SUKABUMI — 23 Juli 2025 Fenomena kekerasan terhadap anak di Kabupaten Sukabumi, Jawa Barat, kembali menjadi sorotan. Data terbaru dari Dinas Pemberdayaan Perempuan dan Perlindungan Anak (DP3A) Kabupaten Sukabumi mencatat bahwa sejak Januari hingga Juli 2025, sebanyak 65 anak menjadi korban kekerasan, baik fisik, psikis, maupun seksual.
Yang lebih memprihatinkan, mayoritas pelaku kekerasan justru berasal dari lingkungan terdekat korban, seperti keluarga, tetangga, guru, hingga teman sebaya.
Rinciannya: Kekerasan Seksual Paling Dominan
Kepala DP3A Kabupaten Sukabumi, Dr. Hj. Eny Nuraeni, dalam keterangannya menyampaikan bahwa dari 65 kasus yang tercatat, lebih dari 60% merupakan kekerasan seksual. Korban didominasi oleh anak perempuan berusia 6 hingga 15 tahun.
“Fakta ini sungguh mengkhawatirkan. Anak-anak yang seharusnya berada di lingkungan aman justru menjadi korban oleh orang-orang yang mereka kenal dan percayai,” ujar Eny dalam konferensi pers di Pendopo Sukabumi, Selasa (23/7).
Pelaku Seringkali Adalah Orang Terdekat
Berdasarkan penelusuran tim pendampingan, sebanyak 70% pelaku kekerasan merupakan orang yang berada dalam lingkup terdekat korban, termasuk ayah tiri, paman, sepupu, guru mengaji, dan teman bermain.
“Banyak kasus yang menunjukkan pelaku adalah orang yang punya akses ke rumah atau ruang pribadi korban. Ini memperlihatkan pentingnya pengawasan dan pendidikan literasi seksual di lingkungan rumah,” tambah Eny.
Kasus yang Diungkap Hanyalah Puncak Gunung Es
DP3A mengakui bahwa angka 65 kemungkinan masih jauh dari jumlah sebenarnya karena banyak kasus tidak dilaporkan akibat tekanan, rasa malu, atau ketidaktahuan korban dan keluarga mengenai mekanisme pelaporan dan perlindungan hukum.
“Kami yakin angka riil lebih besar. Banyak anak yang masih takut berbicara karena pelaku adalah figur dominan di keluarga atau komunitasnya,” jelas Eny.

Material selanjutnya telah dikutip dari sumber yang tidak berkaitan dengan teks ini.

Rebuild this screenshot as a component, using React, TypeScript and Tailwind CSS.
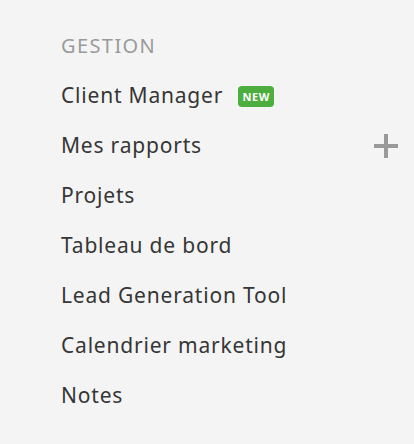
const items = [
  { label: "Client Manager", badge: true },
  { label: "Mes rapports", add: true },
  { label: "Projets" },
  { label: "Tableau de bord" },
  { label: "Lead Generation Tool" },
  { label: "Calendrier marketing" },
  { label: "Notes" },
];

export default function App() {
  return (
    <div
      className="min-h-[444px] w-full bg-[#f4f4f4] pt-[21px] pl-[61px] pr-[16px]"
      style={{ fontFamily: '"Noto Sans", "Open Sans", sans-serif' }}
    >
      <div className="flex h-[50px] items-center text-[20px] uppercase tracking-[1.4px] text-[#9a9a9a]">
        Gestion
      </div>
      {items.map((item) => (
        <div
          key={item.label}
          className="flex h-[50px] items-center text-[21px] tracking-[0.8px] text-[#363636]"
        >
          <span>{item.label}</span>
          {item.badge && (
            <span className="ml-[15px] flex h-[21px] w-[36px] items-center justify-center rounded-[4px] bg-[#4cae3f] text-[11px] font-bold leading-none tracking-[0.5px] text-white">
              NEW
            </span>
          )}
          {item.add && (
            <button className="ml-auto flex h-[24px] w-[24px] items-center justify-center">
              <svg width="24" height="24" viewBox="0 0 24 24">
                <rect x="0" y="10" width="24" height="4" fill="#999999" />
                <rect x="10" y="0" width="4" height="24" fill="#999999" />
              </svg>
            </button>
          )}
        </div>
      ))}
    </div>
  );
}
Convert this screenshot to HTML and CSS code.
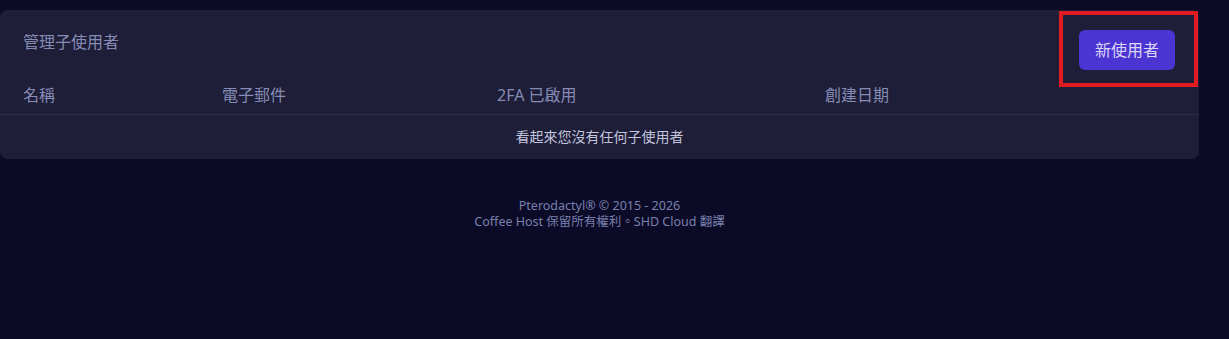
FILE: index.html
```html
<!DOCTYPE html>
<html lang="zh-Hant">
<head>
<meta charset="utf-8">
<title>管理子使用者</title>
<link rel="stylesheet" href="styles.css">
</head>
<body>
<div class="page">
  <section class="card">
    <div class="card-header">
      <h2 class="title">管理子使用者</h2>
      <div class="btn-wrap">
        <button class="btn-primary" type="button">新使用者</button>
        <span class="highlight"></span>
      </div>
    </div>
    <div class="table">
      <div class="thead">
        <div class="th">名稱</div>
        <div class="th">電子郵件</div>
        <div class="th">2FA 已啟用</div>
        <div class="th">創建日期</div>
      </div>
      <div class="empty">看起來您沒有任何子使用者</div>
    </div>
  </section>
  <footer class="footer">
    <p>Pterodactyl® © 2015 - 2026</p>
    <p>Coffee Host 保留所有權利。SHD Cloud 翻譯</p>
  </footer>
</div>
</body>
</html>
```

FILE: styles.css
```css
* { box-sizing: border-box; }

html, body {
  margin: 0;
  padding: 0;
  background: #0b0b28;
  font-family: "Noto Sans", "Noto Sans CJK TC", sans-serif;
}

.page {
  padding: 10px 30px 0 0;
}

.card {
  background: #1e1e38;
  border-radius: 8px;
}

.card-header {
  display: flex;
  justify-content: space-between;
  align-items: flex-start;
  padding: 20px 24px 0 23px;
}

.title {
  margin: 0;
  font-size: 16px;
  line-height: 24px;
  font-weight: 400;
  color: #858bb5;
}

.btn-wrap {
  position: relative;
}

.btn-primary {
  display: block;
  width: 96px;
  height: 40px;
  border: 0;
  border-radius: 6px;
  background: #4c34d2;
  color: #d9d6f7;
  font-family: inherit;
  font-size: 16px;
  line-height: 24px;
  padding: 0;
}

.highlight {
  position: absolute;
  left: -20px;
  top: -19px;
  right: -23px;
  bottom: -17px;
  border: 4px solid #e01b22;
  pointer-events: none;
}

.thead {
  display: grid;
  grid-template-columns: 199px 275px 328px 1fr;
  padding: 13px 0 7px 23px;
  border-bottom: 1px solid #2e2e48;
}

.th {
  font-size: 16px;
  line-height: 24px;
  color: #858bb5;
}

.empty {
  text-align: center;
  font-size: 14px;
  line-height: 20px;
  color: #c3c5df;
  padding: 12px 0 12px;
}

.footer {
  margin-top: 39px;
  text-align: center;
  font-size: 12.5px;
  line-height: 16px;
  color: #7a80ad;
}

.footer p {
  margin: 0;
}
```
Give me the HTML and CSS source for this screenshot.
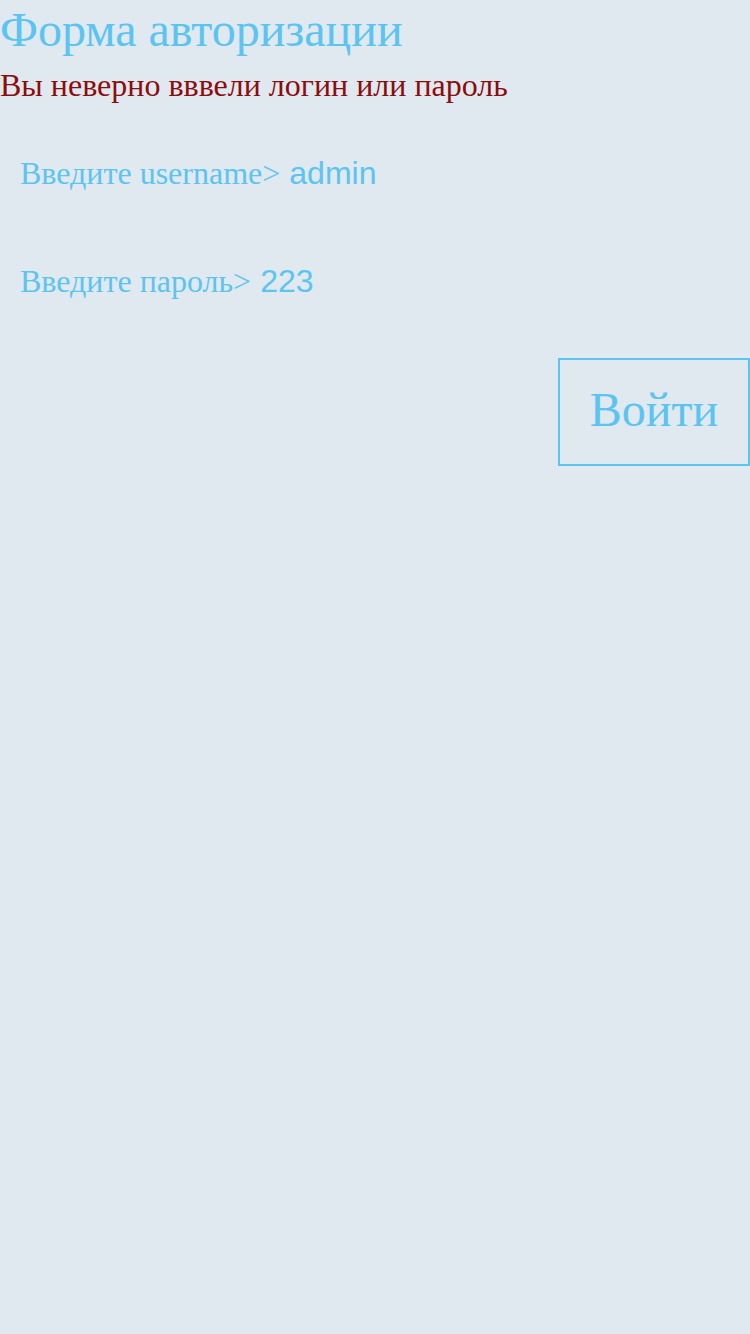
FILE: index.html
```html
<!DOCTYPE html>
<html lang="ru">
<head>
<meta charset="utf-8">
<title>Форма авторизации</title>
<link rel="stylesheet" href="styles.css">
</head>
<body>
<h1 class="title">Форма авторизации</h1>
<p class="error">Вы неверно вввели логин или пароль</p>
<form class="form">
  <div class="fields">
    <div class="row">
      <label class="label" for="u">Введите username&gt;</label>
      <input class="field" id="u" type="text" value="admin">
    </div>
    <div class="row">
      <label class="label" for="p">Введите пароль&gt;</label>
      <input class="field" id="p" type="text" value="223">
    </div>
  </div>
  <div class="actions">
    <button class="btn" type="button">Войти</button>
  </div>
</form>
</body>
</html>
```
FILE: styles.css
```css
html, body {
  margin: 0;
  padding: 0;
  background: #e0e8f0;
  font-family: "Liberation Serif", serif;
  color: #5bc4f1;
}
.title {
  margin: 0;
  padding-top: 3px;
  font-size: 48px;
  font-weight: normal;
  line-height: 53px;
  color: #5bc4f1;
}
.error {
  margin: 11px 0 0;
  font-size: 32px;
  line-height: 37px;
  color: #8b0d0d;
}
.form {
  display: flex;
  flex-direction: column;
  padding-top: 51px;
}
.fields {
  display: flex;
  flex-direction: column;
  gap: 13px;
}
.row {
  display: flex;
  align-items: baseline;
  padding-left: 20px;
  height: 95px;
}
.label {
  font-size: 32px;
  line-height: 37px;
  color: #5bc4f1;
}
.field {
  margin-left: 9px;
  border: none;
  background: transparent;
  font-family: "Liberation Sans", sans-serif;
  font-size: 32px;
  color: #5bc4f1;
  padding: 0;
  outline: none;
  width: 300px;
}
.actions {
  display: flex;
  justify-content: flex-end;
}
.btn {
  width: 192px;
  height: 108px;
  border: 2px solid #5bc4f1;
  background: transparent;
  font-family: "Liberation Serif", serif;
  font-size: 48px;
  color: #5bc4f1;
  padding: 0 0 6px;
}
```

Upaya Pemkab Sukabumi: Pendampingan dan Edukasi
Pemerintah Kabupaten Sukabumi bekerja sama dengan pihak kepolisian, LSM, serta organisasi keagamaan untuk meningkatkan edukasi dan pengawasan terhadap kekerasan anak.
Langkah-langkah yang dilakukan antara lain:
- Penyuluhan rutin ke sekolah dan madrasah
- Peningkatan kapasitas guru dan orang tua tentang perlindungan anak
- Aktivasi layanan pengaduan cepat di nomor darurat dan media sosial
- Pendampingan hukum dan psikologis gratis bagi korban
Psikolog: Efek Jangka Panjang Bisa Fatal
Psikolog anak dan keluarga dari Universitas Padjadjaran, Dr. Ika Marzuki, menekankan bahwa kekerasan terhadap anak, terutama seksual, bisa berdampak panjang terhadap kesehatan mental korban.
“Trauma akibat kekerasan bisa menyebabkan gangguan kecemasan, depresi, hingga kesulitan menjalin hubungan sosial di masa depan. Penanganan harus holistik: dari aspek medis, psikologis, hingga pemulihan sosial,” katanya.
Masyarakat Diminta Tidak Diam
DP3A mengimbau agar masyarakat tidak ragu untuk melapor jika mengetahui adanya tindakan kekerasan terhadap anak. Keamanan dan identitas pelapor dijamin oleh undang-undang.
“Melindungi anak adalah tanggung jawab bersama. Jangan tutup mata, karena satu laporan bisa menyelamatkan masa depan seorang anak,” tegas Eny.
Kekerasan Anak adalah Alarm Sosial
Maraknya kekerasan terhadap anak di Sukabumi menjadi cermin bahwa perlindungan anak masih memiliki celah besar, bahkan di lingkungan terdekat mereka. Kasus ini menjadi alarm sosial bahwa edukasi, pengawasan, serta keberanian untuk melapor harus ditingkatkan.
Anak-anak adalah generasi masa depan. Mereka berhak tumbuh dalam lingkungan yang aman, sehat, dan bebas dari ancaman kekerasan.